A study conducted at the VIB-KU Leuven Center for Cancer Biology discovered that healthy liver tissue surrounding a tumour activates a defence mechanism that restrains tumour growth.

Remarkably, the researchers found that hyperactivation of this mechanism above levels normally present in the liver, triggered the elimination of different types of liver tumours in mice.

This discovery identifies a novel strategy to fight against liver cancer and could inspire new therapeutic approaches that mobilise normal cells to kill cancer cells.

The results of the study are published in Science.

Current chemotherapies aim at killing rapidly proliferating cancer cells.

However, such therapies are often only temporarily effective because cancer cells quickly evolve drug resistance.

Nowadays, other approaches such as immune therapy do not target tumour cells themselves but activate the natural defence function of the immune system.

The study, led by Prof. Georg Halder (VIB-KU Leuven Center for Cancer Biology), showed that not only the immune system but also non-cancerous liver cells around liver tumours have the capacity to kill nearby tumour cells.

When they experimentally activated this novel mechanism in mice with liver tumours, these mice survived significantly longer and had a drastically reduced tumour burden.

Prof.
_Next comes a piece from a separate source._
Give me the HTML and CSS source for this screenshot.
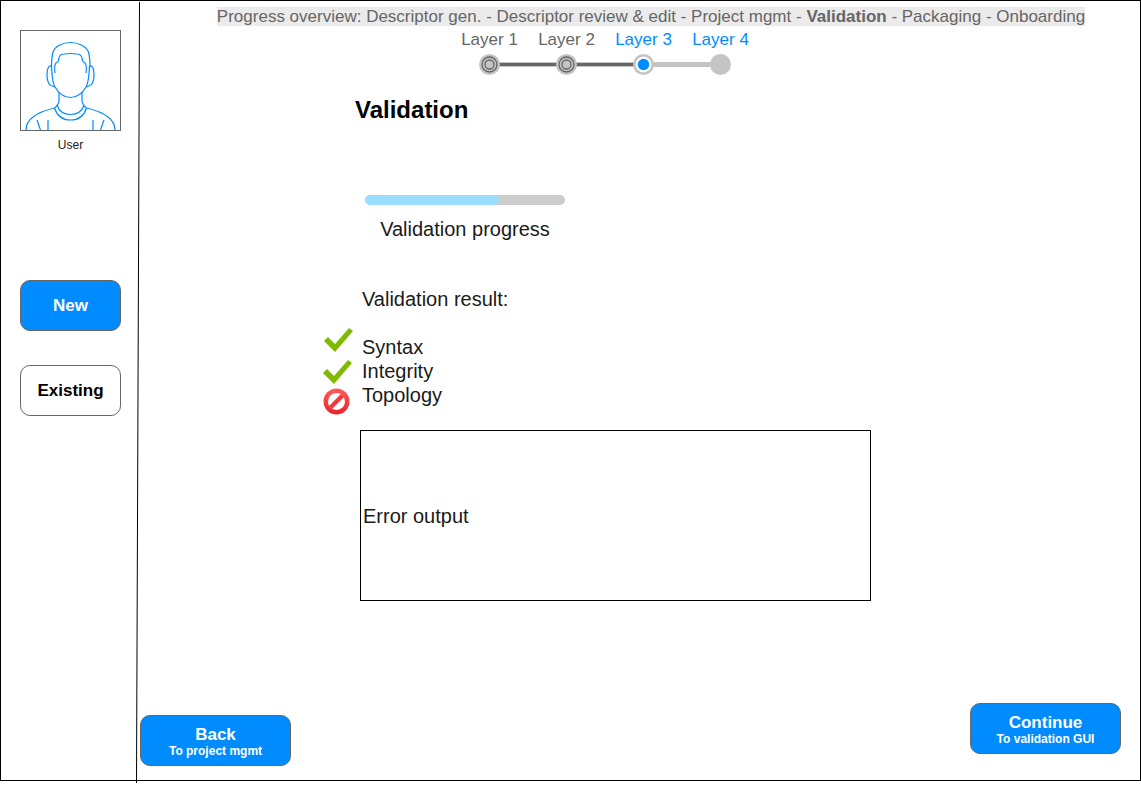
FILE: index.html
```html
<!DOCTYPE html>
<html lang="en">
<head>
<meta charset="utf-8">
<meta name="viewport" content="width=device-width, initial-scale=1">
<title>Validation</title>
<link rel="stylesheet" href="styles.css">
</head>
<body>
<div class="app">
  <aside class="sidebar">
    <figure class="user">
      <svg class="avatar" viewBox="0 0 99 99" fill="none" stroke="#008cff" stroke-width="1.2" aria-hidden="true">
        <path d="M30.500 36C30.500 30 31 25 32 21C34 15 42 11.500 49.500 11.500S65 15 67.500 21C68.500 25 69 30 69 36"/>
        <path d="M34 42C33.500 38 33 34 35 32C37 31 38 29 38 27C38.500 24 41 23 43 23Q49.500 22 56 23C58 23 60.500 24 61 27C61 29 62 31 64 32C66 34 65.500 38 65 42"/>
        <path d="M30.500 35C31 44 31 51 34 56C38 63 43 66.500 49.500 66.500S61 63 65 56C68 51 68 44 68.500 35"/>
        <path d="M30.500 35C27 34 26 39 26 44C26 50 28 54 30 54.500L34 56M68.500 35C72 34 73 39 73 44C73 50 71 54 69 54.500L65 56"/>
        <path d="M38 61V70Q38 73 33.500 77M61 61V70Q61 73 65.500 77"/>
        <path d="M36 74C38 80 43 83.500 49.500 83.500S61 80 63 74M33.500 77C36 85 42 89 49.500 89S63 85 65.500 77"/>
        <path d="M33.500 77C25 79 18 81 12 86C8 89 5 93 5 99M65.500 77C74 79 81 81 87 86C91 89 94 93 94 99"/>
        <path d="M16 89L19.500 99M27 89V99M83 89L79.500 99M72 89V99"/>
      </svg>
      <figcaption>User</figcaption>
    </figure>
    <nav class="side-actions">
      <button class="btn btn-primary" type="button">New</button>
      <button class="btn" type="button">Existing</button>
    </nav>
    <svg class="divider" viewBox="0 0 4 782" preserveAspectRatio="none" aria-hidden="true">
      <line x1="3.500" y1="0" x2="0.500" y2="782" stroke="#000"/>
    </svg>
  </aside>

  <main class="main">
    <header class="header">
      <p class="overview"><span>Progress overview: Descriptor gen. - Descriptor review &amp; edit - Project mgmt - <b>Validation</b> - Packaging - Onboarding</span></p>
      <ol class="steps">
        <li class="step done">Layer 1
          <svg class="dot" viewBox="0 0 21 21" aria-hidden="true"><circle cx="10.500" cy="10.500" r="10.500" fill="#c4c4c4"/><g fill="none" stroke="#666" stroke-width="1.3"><circle cx="10.500" cy="10.500" r="7.500"/><circle cx="10.500" cy="10.500" r="4.500"/></g></svg>
        </li>
        <li class="step done">Layer 2
          <svg class="dot" viewBox="0 0 21 21" aria-hidden="true"><circle cx="10.500" cy="10.500" r="10.500" fill="#c4c4c4"/><g fill="none" stroke="#666" stroke-width="1.3"><circle cx="10.500" cy="10.500" r="7.500"/><circle cx="10.500" cy="10.500" r="4.500"/></g></svg>
        </li>
        <li class="step current">Layer 3
          <svg class="dot" viewBox="0 0 21 21" aria-hidden="true"><circle cx="10.500" cy="10.500" r="9.200" fill="#fff" stroke="#c4c4c4" stroke-width="2.600"/><circle cx="10.500" cy="10.500" r="5.700" fill="#008cff"/></svg>
        </li>
        <li class="step next">Layer 4
          <svg class="dot" viewBox="0 0 21 21" aria-hidden="true"><circle cx="10.500" cy="10.500" r="10.500" fill="#c4c4c4"/></svg>
        </li>
      </ol>
    </header>

    <section class="content">
      <h1>Validation</h1>
      <div class="progress">
        <div class="track" role="progressbar" aria-labelledby="progress-label" aria-valuenow="67" aria-valuemin="0" aria-valuemax="100"><div class="fill" style="width:67%"></div></div>
        <span id="progress-label">Validation progress</span>
      </div>
      <h2>Validation result:</h2>
      <div class="results">
        <div class="marks">
          <svg viewBox="0 0 30 26" role="img" aria-label="Passed"><path d="M1 14L5 10L12 17L26 1L30 4L12 25Z" fill="#7fba00"/></svg>
          <svg viewBox="0 0 30 26" role="img" aria-label="Passed"><path d="M0 15L4 11L11 18L25 2L29 5L11 26Z" fill="#7fba00"/></svg>
          <svg viewBox="0 0 30 26" role="img" aria-label="Failed">
            <defs><linearGradient id="red" x1="0" y1="0" x2="0" y2="1"><stop offset="0" stop-color="#ff5c57"/><stop offset="1" stop-color="#e9232c"/></linearGradient></defs>
            <circle cx="13.500" cy="12.500" r="13" fill="url(#red)"/>
            <circle cx="13.500" cy="12.500" r="8.500" fill="#fff"/>
            <path d="M7.500 18.500L19.500 6.500" stroke="#f3393f" stroke-width="4.500"/>
          </svg>
        </div>
        <ul class="checks">
          <li>Syntax</li>
          <li>Integrity</li>
          <li>Topology</li>
        </ul>
      </div>
      <div class="output">Error output</div>
    </section>

    <footer class="footer">
      <button class="btn btn-primary btn-wide" type="button">Back<small>To project mgmt</small></button>
      <button class="btn btn-primary btn-wide btn-continue" type="button">Continue<small>To validation GUI</small></button>
    </footer>
  </main>
</div>
</body>
</html>
```
FILE: styles.css
```css
*,
*::after {
  box-sizing: border-box;
}

body {
  margin: 0;
  padding-bottom: 4px;
  min-height: 100vh;
  display: flex;
  background: #fff;
  color: #1a1a1a;
  font-family: "Liberation Sans", Arial, sans-serif;
  font-size: 20px;
  line-height: 24px;
}

.app {
  flex: 1;
  display: grid;
  grid-template-columns: 139px 1fr;
  border: 1px solid #000;
}

/* Sidebar */
.sidebar {
  position: relative;
  padding: 29px 19px;
}

.user {
  margin: 0;
  width: 101px;
  text-align: center;
  font-size: 12px;
  line-height: 14px;
}

.avatar {
  display: block;
  width: 101px;
  height: 101px;
  margin-bottom: 7px;
  border: 1px solid #666;
}

.side-actions {
  display: flex;
  flex-direction: column;
  gap: 34px;
  margin-top: 128px;
}

/* Runs a few pixels past the frame's bottom edge */
.divider {
  position: absolute;
  top: 1px;
  right: 0;
  width: 4px;
  height: calc(100% + 2px);
}

.btn {
  width: 101px;
  height: 51px;
  padding: 0;
  border: 1px solid #666;
  border-radius: 10px;
  background: #fff;
  color: #000;
  font-family: inherit;
  font-size: 17px;
  font-weight: bold;
  line-height: 19px;
}

.btn-primary {
  background: #008cff;
  color: #fff;
}

.btn-wide {
  width: 151px;
  padding-top: 2px;
}

.btn small {
  display: block;
  font-size: 12px;
  line-height: 14px;
}

/* Main column */
.main {
  display: flex;
  flex-direction: column;
  min-width: 0;
}

.overview {
  margin: 0;
  padding: 6px 0 0 22px;
  text-align: center;
  color: #666;
  font-size: 17px;
  line-height: 19px;
}

.overview span {
  background: #ebebeb;
}

.steps {
  display: flex;
  list-style: none;
  width: 308px;
  margin: 4px 0 0 311px;
  padding: 0;
  font-size: 17px;
  line-height: 19px;
}

.step {
  position: relative;
  flex: 1;
  display: flex;
  flex-direction: column;
  align-items: center;
  gap: 5px;
  color: #666;
}

.current,
.next {
  color: #008cff;
}

/* Connector to the following step */
.step:not(:last-child)::after {
  content: "";
  position: absolute;
  left: 50%;
  bottom: 8px;
  width: 100%;
  height: 5px;
  background: #c4c4c4;
}

.done:not(:last-child)::after {
  border: solid #c4c4c4;
  border-width: 1px 0;
  background: #666;
}

.dot {
  position: relative;
  z-index: 1;
  width: 21px;
  height: 21px;
}

.content {
  padding: 20px 20px 20px 183px;
}

h1 {
  margin: 0 0 0 32px;
  font-size: 24px;
  line-height: 30px;
  color: #000;
}

.progress {
  display: flex;
  flex-direction: column;
  align-items: center;
  gap: 12px;
  width: 200px;
  margin: 70px 0 0 42px;
}

.track {
  width: 100%;
  height: 10px;
  border-radius: 5px;
  background: #ccc;
  overflow: hidden;
}

.fill {
  height: 100%;
  border-radius: 5px;
  background: #99ddff;
}

h2 {
  margin: 46px 0 0 39px;
  font-size: 20px;
  font-weight: normal;
}

.results {
  display: flex;
  align-items: center;
  gap: 9px;
  margin-top: 16px;
}

.marks {
  display: flex;
  flex-direction: column;
  gap: 5px;
}

.marks svg {
  display: block;
  width: 30px;
  height: 26px;
  overflow: visible;
}

.checks {
  margin: 0;
  padding: 0;
  list-style: none;
}

.output {
  display: flex;
  align-items: center;
  max-width: 511px;
  height: 171px;
  margin: 15px 0 0 37px;
  padding-left: 2px;
  border: 1px solid #000;
}

.footer {
  display: flex;
  justify-content: space-between;
  align-items: flex-end;
  margin-top: auto;
  padding: 0 19px 14px 0;
}

.btn-continue {
  margin-bottom: 12px;
}
```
Halder says: "While the study shows that this anti-tumour mechanism exists, how exactly activated liver cells cause the elimination of cancer cells is not known, but it is obviously a highly significant question that we are currently investigating."

By studying tumour tissues from cancer patients and mouse models for liver cancer, the scientists found that the genes YAP and TAZ were activated around tumours in the liver and that this was the driving force of the anti-tumour mechanism.

This observation was surprising because YAP and TAZ are usually highly expressed in different human cancers where they drive tumour cell proliferation and survival.

"The identification of anti-tumour functions in genes traditionally considered as tumour promoting genes completely changes how we think about cancer genes and their function in normal tissues," says Iván Moya, first author of the paper.

While this study showed that this anti-tumour mechanism can kill tumours and metastases in the liver, it is not yet known whether similar mechanisms can be activated in other organs.

"Given the striking anti-tumour effect of YAP-activated liver cells on liver tumours, our discovery has the potential to provide ground-breaking insights into a novel strategy to fight," says Stephanie Castaldo, co-first-author.

However, while this remarkable finding identifies a completely new strategy to fight cancer in mice, this study is the first molecular characterisation of this novel anti-tumour mechanism which means that more research is needed to investigate how these findings can be applied to benefit cancer patients.

"Indeed, the next step is to test to what degree this mechanism also affects human cancer cells," says Laura Van den Mooter, also co-first-author.